Poor hapless Harry has help along with way in his quest to battle the local cobra goddess hanging out in the village from a sympathetic publican (also perhaps less sympathetic for Harry's plight than acutely aware that profits are always down when the snake's in town) as well as the resident 'mad local' - a man who would be carrying a coffin behind him to complete the effect if the film's budget allowed, and ..well, that's about it. Everyone else in the village hates Harry. They have all sided with the snake, and as Harry is just about the most yawnsome hero in a Hammer horror movie ever - frankly, I don't blame them. 


It was nice to find out how effective - and also stunningly pretty - leading actress Jacqueline Pearce is here in the role of the snake daughter with a daddy in despair (having previously mainly admired this actress for an unforgettable role in TV sci-fi classic Blake's 7 and from seeing her from time to time on the stage). Pearce’s subtle performance here is pure and captivating and haunted of heart; an innocent in snakeskin clothing gone deliciously bad to the bone. And yes - snakes do have bones, I checked!
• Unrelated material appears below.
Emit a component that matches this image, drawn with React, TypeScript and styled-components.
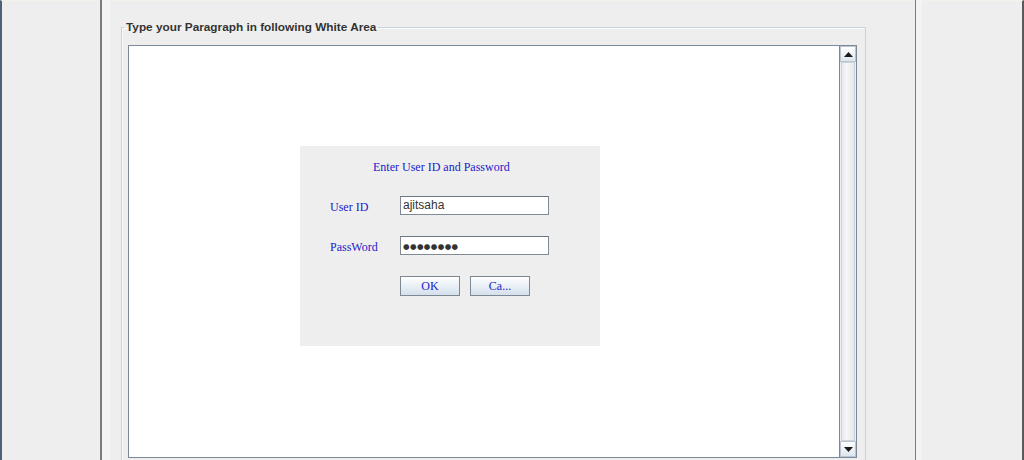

Along with Hammer's Plague of the Zombies, Pearce really could have been a great 'Scream Queen' for the studio, but drifted into TV work; although very good and 'cult' TV work, including Dr Who, but especially in the aforementioned Blake's 7 where she gave her role of a lifetime as the iconic and over-steamed Servalan - acting the snake without actually having to turn into one. Funnily enough, The Hammer House of Horror episode that preceded the screening of The Reptile featured Paul Darrow, who was also Servalan's sparring partner Kerr Avon in Blake's 7.
 
The Reptile is a bit of an 'I've seen that face before' roll call all round with Dad's Army man John Laurie appearing too, and predictably quite wonderful, as 'Mad Peter'. Laurie, like Jacqueline Pearce, is an actor who also became far better known in later years for outstanding TV work than for the many great movies he often appeared in - his Dad's Army role as Private Frazer being another of those dreaded or longed-for (delete as appropriate) 'roles of a lifetime' that become either a cursed medallion or a proud trophy in an actor's resume. He also appeared in other great horror movies, including the quite legendary Vincent Price art deco-deadly masterpiece of camp cruelty; The Abominable Dr Phibes. I'd also like to find out more about Laurie's role in 1953's Strange Stories - but has this one been lost forever? 

    

The Reptile isn't Hammer's best movie for me. On the positive; the snake creature is effective and scary-looking and the bites are nasty (and the deaths suitably horrible and unusually realised) - you really fear for those bitten. When our leading man, Harry Spalding (Ray Barrett in a slightly dull but suitably concerned and vulnerable performance) gets bitten - I actually felt dreadfully scared for him. His survival here is the best moment of the movie. I've never seen a deadly bite in a movie before that I actually believed was deadly, and his words to his wife (Jennifer Daniel as the also slightly dull Valerie) on finding him lying there in pain: "Cut it out . ." - are chilling and cold. Character actor Michael Ripper is especially good as local landlord Tom, and steals the film from our 'Arry.
 
The Cornish setting isn't all that well used (or all that well faked!) as too much action takes place inside generic rooms in generic houses, shot pretty much in generic close-up and with little scene-setting, or establishing shots. The film needs to get out more, into the mysterious Cornish countryside! I loved one scene that took place at a quaint little local train station, and longed for more of the same. The local village pub had flashes of atmosphere - a drunken sing-along among the locals interrupted by a stranger reminded of later quaint and cranky public house horrors found in such movies as The Wicker Man (1973) or An American Werewolf In London (1981).     
 
The Reptile is Hammer treading water - but doing it very well, and is a real treat for fans of the unusual, the creepy and for the lovers of things that go 'hissss' - rather than boring old 'bump' - in the night.